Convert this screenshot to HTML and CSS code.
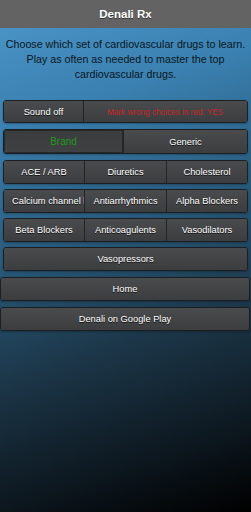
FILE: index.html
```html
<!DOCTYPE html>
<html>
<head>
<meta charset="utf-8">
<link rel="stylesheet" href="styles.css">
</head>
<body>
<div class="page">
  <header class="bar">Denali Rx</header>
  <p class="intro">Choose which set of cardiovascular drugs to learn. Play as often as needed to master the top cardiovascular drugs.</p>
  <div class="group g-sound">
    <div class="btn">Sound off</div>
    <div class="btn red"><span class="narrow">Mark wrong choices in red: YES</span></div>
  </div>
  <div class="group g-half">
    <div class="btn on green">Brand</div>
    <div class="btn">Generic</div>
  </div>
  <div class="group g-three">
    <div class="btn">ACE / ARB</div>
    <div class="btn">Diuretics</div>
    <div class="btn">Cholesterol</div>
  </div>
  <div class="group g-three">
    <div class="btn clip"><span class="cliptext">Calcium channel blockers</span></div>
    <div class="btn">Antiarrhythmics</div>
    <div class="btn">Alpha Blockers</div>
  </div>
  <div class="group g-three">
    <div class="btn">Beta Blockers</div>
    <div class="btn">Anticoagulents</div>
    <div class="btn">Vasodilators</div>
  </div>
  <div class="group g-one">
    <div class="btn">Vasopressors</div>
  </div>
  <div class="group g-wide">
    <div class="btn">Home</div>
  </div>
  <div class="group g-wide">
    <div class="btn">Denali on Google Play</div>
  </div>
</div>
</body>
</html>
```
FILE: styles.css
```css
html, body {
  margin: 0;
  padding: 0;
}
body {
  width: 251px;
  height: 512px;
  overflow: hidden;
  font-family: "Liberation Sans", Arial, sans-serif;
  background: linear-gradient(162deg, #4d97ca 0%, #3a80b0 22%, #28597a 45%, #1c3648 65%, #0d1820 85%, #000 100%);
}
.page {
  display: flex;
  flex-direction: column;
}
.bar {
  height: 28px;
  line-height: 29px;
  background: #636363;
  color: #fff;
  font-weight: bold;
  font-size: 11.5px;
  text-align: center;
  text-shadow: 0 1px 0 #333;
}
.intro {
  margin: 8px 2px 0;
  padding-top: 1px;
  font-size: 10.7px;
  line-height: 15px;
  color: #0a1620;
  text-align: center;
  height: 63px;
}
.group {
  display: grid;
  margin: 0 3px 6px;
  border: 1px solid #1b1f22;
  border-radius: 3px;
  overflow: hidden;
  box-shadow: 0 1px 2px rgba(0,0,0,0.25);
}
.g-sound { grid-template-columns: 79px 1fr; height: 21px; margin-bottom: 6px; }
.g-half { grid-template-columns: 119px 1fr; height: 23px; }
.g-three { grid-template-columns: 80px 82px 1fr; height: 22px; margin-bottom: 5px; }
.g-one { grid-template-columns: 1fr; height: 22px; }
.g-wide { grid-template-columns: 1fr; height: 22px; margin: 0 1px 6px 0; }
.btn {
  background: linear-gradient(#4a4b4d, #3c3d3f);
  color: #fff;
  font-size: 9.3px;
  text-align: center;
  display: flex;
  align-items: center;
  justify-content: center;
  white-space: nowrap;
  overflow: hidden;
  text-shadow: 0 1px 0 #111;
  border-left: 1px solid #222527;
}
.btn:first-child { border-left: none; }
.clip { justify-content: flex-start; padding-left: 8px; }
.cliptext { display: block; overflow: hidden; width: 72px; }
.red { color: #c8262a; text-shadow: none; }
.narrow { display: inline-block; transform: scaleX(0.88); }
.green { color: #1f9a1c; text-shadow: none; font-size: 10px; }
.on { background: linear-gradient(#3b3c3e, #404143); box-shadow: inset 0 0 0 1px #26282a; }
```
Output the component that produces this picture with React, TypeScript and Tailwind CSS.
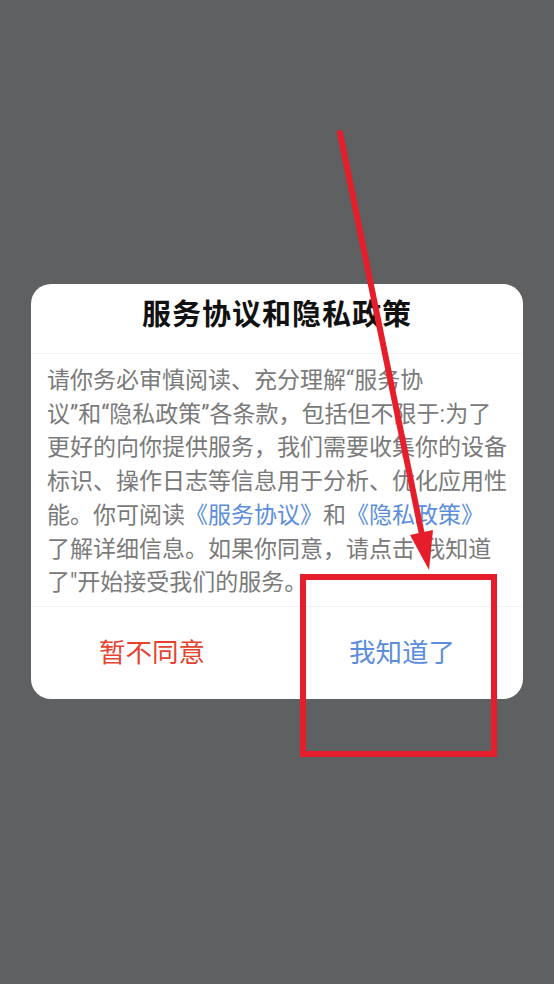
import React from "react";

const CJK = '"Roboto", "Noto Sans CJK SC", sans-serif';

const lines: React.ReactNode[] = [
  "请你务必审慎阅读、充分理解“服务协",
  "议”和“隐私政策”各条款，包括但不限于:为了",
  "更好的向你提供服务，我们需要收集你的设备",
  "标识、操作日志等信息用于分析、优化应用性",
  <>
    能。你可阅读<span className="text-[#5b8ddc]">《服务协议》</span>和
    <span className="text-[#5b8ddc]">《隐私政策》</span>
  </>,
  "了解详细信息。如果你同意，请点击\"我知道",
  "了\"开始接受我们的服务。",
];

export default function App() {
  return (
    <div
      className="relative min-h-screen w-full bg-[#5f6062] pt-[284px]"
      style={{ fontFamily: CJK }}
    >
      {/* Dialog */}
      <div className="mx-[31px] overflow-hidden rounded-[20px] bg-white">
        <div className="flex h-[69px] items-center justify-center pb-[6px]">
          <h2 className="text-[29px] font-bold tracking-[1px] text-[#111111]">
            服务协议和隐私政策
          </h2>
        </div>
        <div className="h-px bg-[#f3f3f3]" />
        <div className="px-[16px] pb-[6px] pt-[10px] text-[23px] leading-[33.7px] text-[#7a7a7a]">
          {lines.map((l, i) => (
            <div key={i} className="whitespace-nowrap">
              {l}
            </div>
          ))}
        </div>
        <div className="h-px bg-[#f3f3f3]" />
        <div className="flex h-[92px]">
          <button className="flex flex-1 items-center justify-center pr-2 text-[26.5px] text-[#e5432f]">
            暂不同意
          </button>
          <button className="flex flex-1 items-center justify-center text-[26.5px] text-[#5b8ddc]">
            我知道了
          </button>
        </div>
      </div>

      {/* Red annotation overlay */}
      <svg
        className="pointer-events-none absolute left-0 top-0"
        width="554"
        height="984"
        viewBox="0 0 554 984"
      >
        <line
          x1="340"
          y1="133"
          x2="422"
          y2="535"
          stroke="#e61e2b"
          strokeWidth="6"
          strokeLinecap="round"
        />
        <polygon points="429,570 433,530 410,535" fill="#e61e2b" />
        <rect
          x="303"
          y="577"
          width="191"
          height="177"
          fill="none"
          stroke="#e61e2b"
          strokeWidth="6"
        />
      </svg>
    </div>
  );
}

━━━━━━━━━━━━━━━━━━━━━━━━━━━━━━

*Set problem:* Quote all the records verbatim, dropping any pictures from your copy.

*Solved problem:*
Convert this screenshot to HTML and CSS code.
FILE: index.html
```html
<!DOCTYPE html>
<html>
<head>
<meta charset="utf-8">
<link rel="stylesheet" href="styles.css">
</head>
<body>
<div class="page">
  <header class="bar">Denali Rx</header>
  <p class="intro">Choose which set of cardiovascular drugs to learn. Play as often as needed to master the top cardiovascular drugs.</p>
  <div class="group g-sound">
    <div class="btn">Sound off</div>
    <div class="btn red"><span class="narrow">Mark wrong choices in red: YES</span></div>
  </div>
  <div class="group g-half">
    <div class="btn on green">Brand</div>
    <div class="btn">Generic</div>
  </div>
  <div class="group g-three">
    <div class="btn">ACE / ARB</div>
    <div class="btn">Diuretics</div>
    <div class="btn">Cholesterol</div>
  </div>
  <div class="group g-three">
    <div class="btn clip"><span class="cliptext">Calcium channel blockers</span></div>
    <div class="btn">Antiarrhythmics</div>
    <div class="btn">Alpha Blockers</div>
  </div>
  <div class="group g-three">
    <div class="btn">Beta Blockers</div>
    <div class="btn">Anticoagulents</div>
    <div class="btn">Vasodilators</div>
  </div>
  <div class="group g-one">
    <div class="btn">Vasopressors</div>
  </div>
  <div class="group g-wide">
    <div class="btn">Home</div>
  </div>
  <div class="group g-wide">
    <div class="btn">Denali on Google Play</div>
  </div>
</div>
</body>
</html>
```
FILE: styles.css
```css
html, body {
  margin: 0;
  padding: 0;
}
body {
  width: 251px;
  height: 512px;
  overflow: hidden;
  font-family: "Liberation Sans", Arial, sans-serif;
  background: linear-gradient(162deg, #4d97ca 0%, #3a80b0 22%, #28597a 45%, #1c3648 65%, #0d1820 85%, #000 100%);
}
.page {
  display: flex;
  flex-direction: column;
}
.bar {
  height: 28px;
  line-height: 29px;
  background: #636363;
  color: #fff;
  font-weight: bold;
  font-size: 11.5px;
  text-align: center;
  text-shadow: 0 1px 0 #333;
}
.intro {
  margin: 8px 2px 0;
  padding-top: 1px;
  font-size: 10.7px;
  line-height: 15px;
  color: #0a1620;
  text-align: center;
  height: 63px;
}
.group {
  display: grid;
  margin: 0 3px 6px;
  border: 1px solid #1b1f22;
  border-radius: 3px;
  overflow: hidden;
  box-shadow: 0 1px 2px rgba(0,0,0,0.25);
}
.g-sound { grid-template-columns: 79px 1fr; height: 21px; margin-bottom: 6px; }
.g-half { grid-template-columns: 119px 1fr; height: 23px; }
.g-three { grid-template-columns: 80px 82px 1fr; height: 22px; margin-bottom: 5px; }
.g-one { grid-template-columns: 1fr; height: 22px; }
.g-wide { grid-template-columns: 1fr; height: 22px; margin: 0 1px 6px 0; }
.btn {
  background: linear-gradient(#4a4b4d, #3c3d3f);
  color: #fff;
  font-size: 9.3px;
  text-align: center;
  display: flex;
  align-items: center;
  justify-content: center;
  white-space: nowrap;
  overflow: hidden;
  text-shadow: 0 1px 0 #111;
  border-left: 1px solid #222527;
}
.btn:first-child { border-left: none; }
.clip { justify-content: flex-start; padding-left: 8px; }
.cliptext { display: block; overflow: hidden; width: 72px; }
.red { color: #c8262a; text-shadow: none; }
.narrow { display: inline-block; transform: scaleX(0.88); }
.green { color: #1f9a1c; text-shadow: none; font-size: 10px; }
.on { background: linear-gradient(#3b3c3e, #404143); box-shadow: inset 0 0 0 1px #26282a; }
```
Output the component that produces this picture with React, TypeScript and Tailwind CSS.
import React from "react";

const CJK = '"Roboto", "Noto Sans CJK SC", sans-serif';

const lines: React.ReactNode[] = [
  "请你务必审慎阅读、充分理解“服务协",
  "议”和“隐私政策”各条款，包括但不限于:为了",
  "更好的向你提供服务，我们需要收集你的设备",
  "标识、操作日志等信息用于分析、优化应用性",
  <>
    能。你可阅读<span className="text-[#5b8ddc]">《服务协议》</span>和
    <span className="text-[#5b8ddc]">《隐私政策》</span>
  </>,
  "了解详细信息。如果你同意，请点击\"我知道",
  "了\"开始接受我们的服务。",
];

export default function App() {
  return (
    <div
      className="relative min-h-screen w-full bg-[#5f6062] pt-[284px]"
      style={{ fontFamily: CJK }}
    >
      {/* Dialog */}
      <div className="mx-[31px] overflow-hidden rounded-[20px] bg-white">
        <div className="flex h-[69px] items-center justify-center pb-[6px]">
          <h2 className="text-[29px] font-bold tracking-[1px] text-[#111111]">
            服务协议和隐私政策
          </h2>
        </div>
        <div className="h-px bg-[#f3f3f3]" />
        <div className="px-[16px] pb-[6px] pt-[10px] text-[23px] leading-[33.7px] text-[#7a7a7a]">
          {lines.map((l, i) => (
            <div key={i} className="whitespace-nowrap">
              {l}
            </div>
          ))}
        </div>
        <div className="h-px bg-[#f3f3f3]" />
        <div className="flex h-[92px]">
          <button className="flex flex-1 items-center justify-center pr-2 text-[26.5px] text-[#e5432f]">
            暂不同意
          </button>
          <button className="flex flex-1 items-center justify-center text-[26.5px] text-[#5b8ddc]">
            我知道了
          </button>
        </div>
      </div>

      {/* Red annotation overlay */}
      <svg
        className="pointer-events-none absolute left-0 top-0"
        width="554"
        height="984"
        viewBox="0 0 554 984"
      >
        <line
          x1="340"
          y1="133"
          x2="422"
          y2="535"
          stroke="#e61e2b"
          strokeWidth="6"
          strokeLinecap="round"
        />
        <polygon points="429,570 433,530 410,535" fill="#e61e2b" />
        <rect
          x="303"
          y="577"
          width="191"
          height="177"
          fill="none"
          stroke="#e61e2b"
          strokeWidth="6"
        />
      </svg>
    </div>
  );
}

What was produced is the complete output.